Wells's conviction and sentence on Count II, confinement, are reversed. Wells's convictions and sentences on the remaining charges are affirmed.

RATLIFF, C.J., and BUCHANAN, J., concur.

NOTES

[1] This case was reassigned to this office on January 2, 1991.

[2] IND. CODE 35-42-5-1.

[3] IND. CODE 35-42-3-3.

[4] IND. CODE 35-45-2-1.

[5] IND. CODE 35-41-5-1; IND. CODE 35-42-4-1.

[6] IND. CODE 35-42-4-8.

[7] We note that in Wethington, the supreme court upheld the defendant's intimidation conviction because the charging instrument alleged different facts than the facts constituting the "by force" element in the robbery Information. In the present case, however, the trial court properly merged Wells's intimidation conviction with the attempted rape conviction because the intimidation Information did not allege facts different than those constituting the force element of the attempted rape.

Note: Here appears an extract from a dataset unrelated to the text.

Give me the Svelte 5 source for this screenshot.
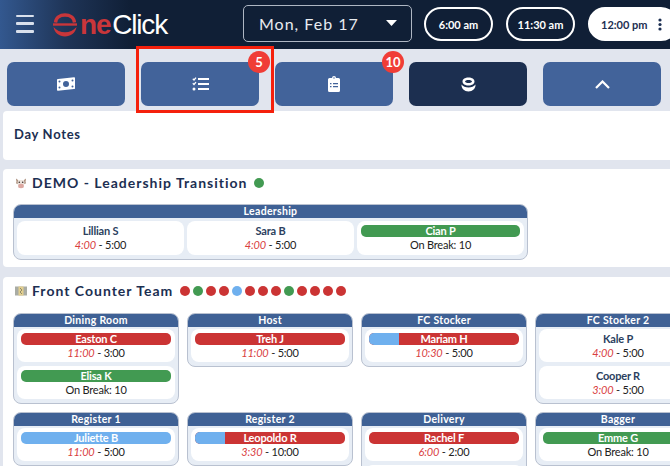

[8] The supreme court stated that its decision in Wethington did not affect its decision in Purter. 560 N.E.2d at 508. As stated by the court, the holding in Wethington is limited to the specificity of a charging instrument for confinement when crimes which inherently involve a restraint on the victim's liberty are also charged. This holding would not apply to cases such as Purter in which the adequacy of the charging instrument is not in issue.